We sell our products online directly to consumers and deliver thousands of boxes every week. Selling almost entirely online means that we can tailor our product specifically for ecommerce and do things we’d never be able to do in a retail environment. For example, we can wrap every roll beautifully and individually (and work with really great artists and designers on limited edition wrappers!), offer a subscription service so that our customers never have to worry about running out of toilet paper again and deliver product directly to our customers’ doors at less than half the price of some of Australia’s biggest retail brands. All this while still making a product that does good with every purchase.

What’s surprised you most about the business?

Our customers. They constantly blow us away with their belief in what we’re doing. Just last week we heard a story from one of our customers in regional NSW. Her mum is a pensioner and she and her friends (most of whom are also pensioners) want to support us, but their budgets wouldn’t stretch to ordering one of our big boxes all in one go. So she orders her box and then takes it down to the carpark of the local pub where all of her friends meet her to buy rolls out of the boot of her car. Not only do they love the excuse to meet up, but passers-by often get curious and can be convinced to buy a roll and try it for themselves! Stories like this are something that we didn't expect when we started out.

What’s the secret to making products that do the world some good?

We have enormous power with every dollar we spend, but doing the right thing is often harder than it should be. My advice is to make products or build services that solve a problem and bake some social good right into the heart of them. You know you've cracked it when using your product is just as, or more, convenient as a competitor's.

What are you focusing on and why?

We are incredibly excited to have just announced that we’ve donated a total of $1,175,000 in 4 years of operations! We think that’s pretty good considering all that all we do is ask people to sit down for something they believe in.

To celebrate this huge milestone, every order shipped for the next 4 weeks will include our very own “Best Little Bathroom Book Ever” - a combination of jokes, short fiction, some surprises and, of course, our impact stories. Expect to see it in a bathroom near you!

What have you mastered that you used to struggle with?

One of the biggest initial challenges we faced was the logistics of selling a high volume, bulky and very price sensitive product online. Unlike many ecommerce start-ups we couldn’t start small and ship out of a garage. The minimum order quantity was about 50,000 rolls, which is more than enough to fill all of our apartments several times over! Even once we’d found a third party warehouse to work with we were struggling with the costs of shipping such a bulky, low-value product across a country as vast and sparsely populated as Australia. To manage costs we had to quickly scale up our physical distribution set-up and we now operate out of 7 warehouses nationally - one in every state capital and one in the ACT too.

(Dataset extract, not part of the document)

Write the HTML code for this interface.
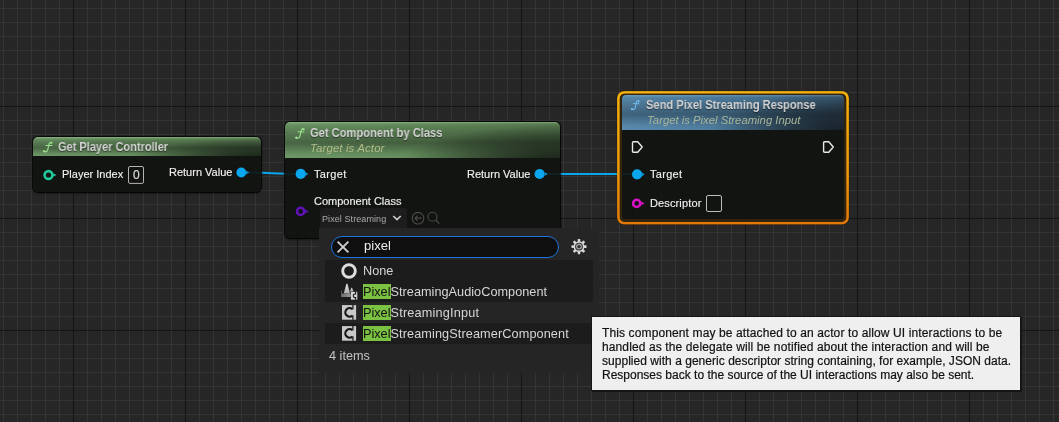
<!DOCTYPE html>
<html><head><meta charset="utf-8">
<style>
*{margin:0;padding:0;box-sizing:border-box}
html,body{width:1059px;height:422px;overflow:hidden}
body{position:relative;font-family:"Liberation Sans",sans-serif;background-color:#262626;
background-image:
 linear-gradient(to right,#151515 0,#151515 1px,transparent 1px),
 linear-gradient(to bottom,#151515 0,#151515 1px,transparent 1px),
 linear-gradient(to right,#343434 0,#343434 1px,transparent 1px),
 linear-gradient(to bottom,#343434 0,#343434 1px,transparent 1px);
background-size:112px 422px,1059px 112px,14px 422px,1059px 14px;
background-position:73px 0,0 106px,3px 0,0 8px;
}
.abs{position:absolute}
.t{position:absolute;white-space:nowrap;line-height:1;will-change:transform}
.node{position:absolute;border-radius:5px;background:rgba(16,19,15,.91);box-shadow:0 0 1px 1px rgba(0,0,0,.8),0 1px 3px rgba(0,0,0,.6)}
.hdr{position:absolute;left:0;top:0;right:0;border-radius:5px 5px 0 0}
.green{background:
 linear-gradient(to bottom,rgba(190,235,180,.38) 0,rgba(190,235,180,.1) 1.5px,rgba(190,235,180,0) 3px),
 radial-gradient(ellipse 58% 110% at 100% 118%,rgba(14,19,14,.95) 0,rgba(14,19,14,.55) 45%,rgba(14,19,14,0) 100%),
 linear-gradient(to bottom,rgba(0,0,0,0) 0%,rgba(0,0,0,.2) 30%,rgba(0,0,0,.34) 58%,rgba(0,0,0,.04) 90%,rgba(0,0,0,0) 100%),
 linear-gradient(to right,#6d9867 0%,#658e5d 50%,#587b51 100%)}
.blue{background:
 linear-gradient(to bottom,rgba(160,205,235,.28) 0,rgba(160,205,235,0) 2.5px),
 radial-gradient(ellipse 60% 125% at 100% 115%,rgba(16,20,24,.92) 0,rgba(16,20,24,.55) 45%,rgba(16,20,24,0) 100%),
 linear-gradient(to bottom,rgba(0,0,0,0) 0%,rgba(0,0,0,.3) 55%,rgba(0,0,0,.04) 88%,rgba(0,0,0,0) 100%),
 linear-gradient(to right,#5a8cb0 0%,#4d7b9c 50%,#3e6079 100%)}
.title{font-weight:bold;font-size:12px;transform:scaleX(.917);transform-origin:0 0;color:#d4d4d4;text-shadow:0 1px 1px rgba(0,0,0,.5)}
.sub{font-style:italic;font-size:11.4px;color:#b3bd88;letter-spacing:.13px}
.sub2{font-style:italic;font-size:11.3px;color:#a9b59a}
.lbl{font-size:11px;color:#f0f0f0;-webkit-text-stroke:.15px #f0f0f0}
.li{font-size:12.7px;color:#d6d6d6}
.hl{background:#7cc242;color:#111;padding:1.4px 0 0}
.tip{font-size:12px;color:#111;-webkit-text-stroke:.2px #111}
</style></head><body>

<!-- wires -->
<svg class="abs" style="left:0;top:0" width="1059" height="422">
 <path d="M246 172.5 C 270 172.5, 275 174, 300 174" stroke="#0aa6ec" stroke-width="2" fill="none"/>
 <path d="M545 174 L 618 174 M622.5 174 L637 174" stroke="#0aa6ec" stroke-width="2" fill="none"/>
</svg>

<!-- Node 1 -->
<div class="node" style="left:33px;top:137px;width:228px;height:55px">
 <div class="hdr green" style="height:19px"></div>
</div>

<!-- Node 2 -->
<div class="node" style="left:285px;top:122px;width:275px;height:115.5px">
 <div class="hdr green" style="height:36px"></div>
</div>
<div class="abs" style="left:320px;top:208px;width:87px;height:24px;background:#1d1d1d;border-radius:3px"></div>

<!-- Node 3 -->
<svg class="abs" style="left:0;top:0" width="1059" height="422">
 <defs><linearGradient id="og" x1="0" y1="0" x2="0" y2="1"><stop offset="0" stop-color="#f4b00e"/><stop offset=".6" stop-color="#f09a08"/><stop offset="1" stop-color="#e27806"/></linearGradient></defs>
 <rect x="618.4" y="92.3" width="229.2" height="130.9" rx="5.8" fill="none" stroke="url(#og)" stroke-width="2.8"/>
 <rect x="621.1" y="95.1" width="223.8" height="125.5" rx="3.8" fill="none" stroke="#33240e" stroke-width="2.6"/>
 <rect x="617" y="91" width="232" height="133.6" rx="7" fill="none" stroke="rgba(0,0,0,.35)" stroke-width=".6"/>
</svg>
<div class="node" style="left:621.6px;top:95.4px;width:222px;height:123.8px;box-shadow:none;border-radius:4px">
 <div class="hdr blue" style="height:34.4px;border-radius:4px 4px 0 0"></div>
</div>

<!-- icons & pins overlay -->
<svg class="abs" style="left:0;top:0" width="1059" height="422">
 <defs>
  <g id="f"><path d="M8.4 0.8 C7.6 0.1 6.5 0.3 6.1 1.9 L4.6 8.2 C4.2 9.6 2.6 10.3 1.0 9.3" stroke-width="1.15" fill="none" stroke-linecap="round"/><path d="M3.0 3.4 L8.8 3.6" stroke-width="1.05" fill="none" stroke-linecap="round"/><circle cx="8.4" cy="0.9" r="0.75"/><circle cx="1.1" cy="9.3" r="0.8"/></g>
  <g id="exec"><path d="M0.8 1.8 Q0.8 0.8 1.8 0.8 L6 0.8 L10.5 6 L6 11.2 L1.8 11.2 Q0.8 11.2 0.8 10.2 Z" fill="none" stroke="#e8e8e8" stroke-width="1.4" stroke-linejoin="round"/></g>
 </defs>
 <!-- f icons -->
 <use href="#f" x="43" y="142" fill="#9ee08e" stroke="#9ee08e"/>
 <use href="#f" x="295.2" y="128.4" fill="#9ee08e" stroke="#9ee08e"/>
 <g transform="translate(630.8 100.4) scale(.93)"><use href="#f" fill="#70bcee" stroke="#70bcee"/></g>

 <!-- node1 pins -->
 <circle cx="48.5" cy="175" r="3.9" fill="none" stroke="#1fc89a" stroke-width="2.6"/>
 <path d="M53.3 173.3 L56.4 175 L53.3 176.7 Z" fill="#1fc89a"/>
 <rect x="128.5" y="166.5" width="15" height="16.9" rx="1.5" fill="none" stroke="#b4b4b4" stroke-width="1"/>
 <circle cx="241.3" cy="172.5" r="4.9" fill="#0aa6ee"/>
 <path d="M245.6 170.6 L249.5 172.5 L245.6 174.4 Z" fill="#0e90cc"/>

 <!-- node2 pins -->
 <circle cx="300.7" cy="173.9" r="5.1" fill="#0aa6ee"/>
 <path d="M305.3 171.8 L308.3 173.9 L305.3 176 Z" fill="#0e90cc"/>
 <circle cx="300.6" cy="211.4" r="3.6" fill="none" stroke="#5e12b8" stroke-width="2.6"/>
 <path d="M305.2 209.6 L308.8 211.4 L305.2 213.2 Z" fill="#5e12b8"/>
 <circle cx="539.6" cy="174" r="5.1" fill="#0aa6ee"/>
 <path d="M544.6 171.9 L547.6 174 L544.6 176.1 Z" fill="#0e90cc"/>
 <!-- dropdown chevron & icons -->
 <path d="M393.3 216 L397 219.6 L400.7 216" fill="none" stroke="#d0d0d0" stroke-width="1.6"/>
 <circle cx="418" cy="218.2" r="5.8" fill="none" stroke="#4a4a4a" stroke-width="1.1"/>
 <path d="M421.5 218.2 L415 218.2 M417.6 215.6 L415 218.2 L417.6 220.8" fill="none" stroke="#4a4a4a" stroke-width="1.2"/>
 <circle cx="432.5" cy="216.8" r="4.5" fill="none" stroke="#4a4a4a" stroke-width="1.1"/>
 <path d="M435.7 220 L439.3 223.6" stroke="#4a4a4a" stroke-width="1.3"/>

 <!-- node3 pins -->
 <use href="#exec" x="631.7" y="141"/>
 <use href="#exec" x="822.8" y="141"/>
 <circle cx="637.1" cy="174.3" r="5.1" fill="#0aa6ee"/>
 <path d="M641.7 172.2 L644.7 174.3 L641.7 176.4 Z" fill="#0e90cc"/>
 <circle cx="636.7" cy="203.4" r="3.6" fill="none" stroke="#d612c6" stroke-width="2.6"/>
 <path d="M641.3 201.6 L644.6 203.4 L641.3 205.2 Z" fill="#d612c6"/>
 <rect x="706.5" y="195.5" width="15" height="16" rx="1.5" fill="none" stroke="#bcbcbc" stroke-width="1"/>
</svg>

<!-- node texts -->
<div class="t title" style="left:57.5px;top:141px">Get Player Controller</div>
<div class="t lbl" style="left:62.3px;top:169px">Player Index</div>
<div class="t lbl" style="left:132.6px;top:168.6px;color:#d4d4d4;font-size:12px">0</div>
<div class="t lbl" style="left:169.2px;top:167px">Return Value</div>

<div class="t title" style="left:309.5px;top:127px;transform:scaleX(.928)">Get Component by Class</div>
<div class="t sub" style="left:309.6px;top:143px">Target is Actor</div>
<div class="t lbl" style="left:313.5px;top:169px;letter-spacing:.35px">Target</div>
<div class="t lbl" style="left:313.5px;top:196px">Component Class</div>
<div class="t lbl" style="left:466.6px;top:169px">Return Value</div>
<div class="t" style="left:322px;top:215px;font-size:9px;color:#aaaaaa;letter-spacing:.08px">Pixel Streaming</div>

<div class="t title" style="left:645.5px;top:99px;transform:scaleX(.925)">Send Pixel Streaming Response</div>
<div class="t sub2" style="left:647px;top:114.5px">Target is Pixel Streaming Input</div>
<div class="t lbl" style="left:649.9px;top:169px;letter-spacing:.3px">Target</div>
<div class="t lbl" style="left:649.8px;top:198px;letter-spacing:.13px">Descriptor</div>

<!-- Popup -->
<div class="abs" style="left:319px;top:228px;width:280px;height:144.5px;background:#252525">
 <div class="abs" style="left:11.6px;top:8px;width:228.6px;height:21.5px;background:#0f0f0f;border:1.5px solid #1c74dc;border-radius:11px"></div>
 <div class="abs" style="left:6px;top:32px;width:268px;height:42px;background:#1c1c1c"></div>
 <div class="abs" style="left:6px;top:95px;width:268px;height:21px;background:#1c1c1c"></div>
</div>
<svg class="abs" style="left:0;top:0" width="1059" height="422">
 <path d="M337.6 241.6 L348.4 252.4 M348.4 241.6 L337.6 252.4" stroke="#cfcfcf" stroke-width="1.9"/>
 <!-- gear -->
 <g transform="translate(579 246.6)" fill="#d6d6d6">
  <rect x="-1.3" y="-7.6" width="2.6" height="15.2" rx=".6"/>
  <rect x="-1.3" y="-7.6" width="2.6" height="15.2" rx=".6" transform="rotate(45)"/>
  <rect x="-1.3" y="-7.6" width="2.6" height="15.2" rx=".6" transform="rotate(90)"/>
  <rect x="-1.3" y="-7.6" width="2.6" height="15.2" rx=".6" transform="rotate(135)"/>
  <circle r="5.4"/>
  <circle r="3.9" fill="#2a2a2a"/>
  <circle r="3" fill="#a0a0a0"/>
  <circle r="1.7" fill="#303030"/>
 </g>
 <!-- None ring -->
 <circle cx="349" cy="271" r="6.3" fill="none" stroke="#dedede" stroke-width="2.9"/>
 <!-- audio icon -->
 <defs><linearGradient id="ag" x1="0" y1="0" x2="0" y2="1"><stop offset="0" stop-color="#e8e8e8"/><stop offset="1" stop-color="#a8a8a8"/></linearGradient>
 <linearGradient id="ab" x1="0" y1="0" x2="1" y2="0"><stop offset="0" stop-color="#6a6a6a"/><stop offset="1" stop-color="#9a9a9a"/></linearGradient></defs>
 <path d="M343.7 293.6 L346.2 284.6 Q346.9 282.6 347.6 284.6 L350.1 293.6 Z" fill="url(#ag)"/>
 <path d="M349.9 291.6 L351.3 287.9 Q351.7 286.9 352.1 287.9 L353.5 291.6 Z" fill="url(#ag)"/>
 <rect x="341" y="293.6" width="9.6" height="3.4" fill="url(#ab)"/>
 <rect x="341" y="290.5" width="1" height="3.1" fill="#5a5a5a"/>
 <rect x="350.9" y="291.9" width="6.4" height="7.8" fill="#d4d4d4"/>
 <path d="M355.6 291.9 L355.6 293.9 A1.9 1.9 0 1 0 355.6 297.6 L355.6 299.7" fill="none" stroke="#1c1c1c" stroke-width="1.1"/>
 <!-- C icons -->
 <g id="cic">
  <rect x="342" y="305.1" width="14.1" height="14.6" fill="#c9c9c9"/>
  <path d="M352.4 309.1 A4.3 4.3 0 1 0 352.4 315.7" fill="none" stroke="#161616" stroke-width="2.2"/><path d="M352.9 305.1 V309.6 M352.9 315.2 V319.7" stroke="#161616" stroke-width="1.2"/>
 </g>
 <use href="#cic" x="0" y="21"/>
</svg>
<div class="t" style="left:364px;top:239px;font-size:13.1px;color:#eeeeee">pixel</div>
<div class="t li" style="left:363.4px;top:265.2px">None</div>
<div class="t li" style="left:363px;top:286.2px"><span class="hl">Pixel</span><span style="letter-spacing:.03px">StreamingAudioComponent</span></div>
<div class="t li" style="left:363px;top:307.2px"><span class="hl">Pixel</span><span style="letter-spacing:.2px">StreamingInput</span></div>
<div class="t li" style="left:363px;top:328.2px"><span class="hl">Pixel</span><span style="letter-spacing:.105px">StreamingStreamerComponent</span></div>
<div class="t li" style="left:329.3px;top:350px;color:#c4c4c4">4 items</div>

<!-- Tooltip -->
<div class="abs" style="left:591.2px;top:315.6px;width:430.3px;height:75.8px;background:#efefef;border:1.6px solid #151515;box-shadow:1px 1px 0 #151515"></div>
<div class="t tip" style="left:601.5px;top:327px;letter-spacing:.12px">This component may be attached to an actor to allow UI interactions to be</div>
<div class="t tip" style="left:601.5px;top:341px;letter-spacing:.117px">handled as the delegate will be notified about the interaction and will be</div>
<div class="t tip" style="left:602.4px;top:355px;letter-spacing:.03px">supplied with a generic descriptor string containing, for example, JSON data.</div>
<div class="t tip" style="left:601.5px;top:369px">Responses back to the source of the UI interactions may also be sent.</div>

</body></html>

What’s the business advice you wish you’d received when you started Who Gives A Crap?

The best business advice would have been to never underestimate the importance of focus. This means understanding that being focused often means saying no. In the early days, we pretty much said yes to everything because we were so desperate not to miss an opportunity. In hindsight, this meant we ended up spending a lot of time on high involvement, low return activities that were a distraction from what we were really good at. We’ve gotten a lot better at saying no since then!

What tools, resources, or services do you recommend? Are there any that you really love?

  • Slack - the lifeblood of our team’s communication
  • Xero - I wouldn’t recommend anything else for accounting
  • Shopify - it has its limitations but is a great platform for building an online store quickly and has an amazing ecosystem of third party apps to help solve any number of issues. (We’re hoping to see a Sendle app in the not-too-distant future!)
  • Sendle - we love working with a fellow start-up and they’re easily the most values-aligned logistics partner we have

Your three takeaways from today:

  1. Prioritise your focus, and get comfortable with saying ‘No, thank you’.
  2. Understand and celebrate your ‘why’ with your customers.
  3. If you’re considering building a product or service with some social good: bake that good right into the core of your offering.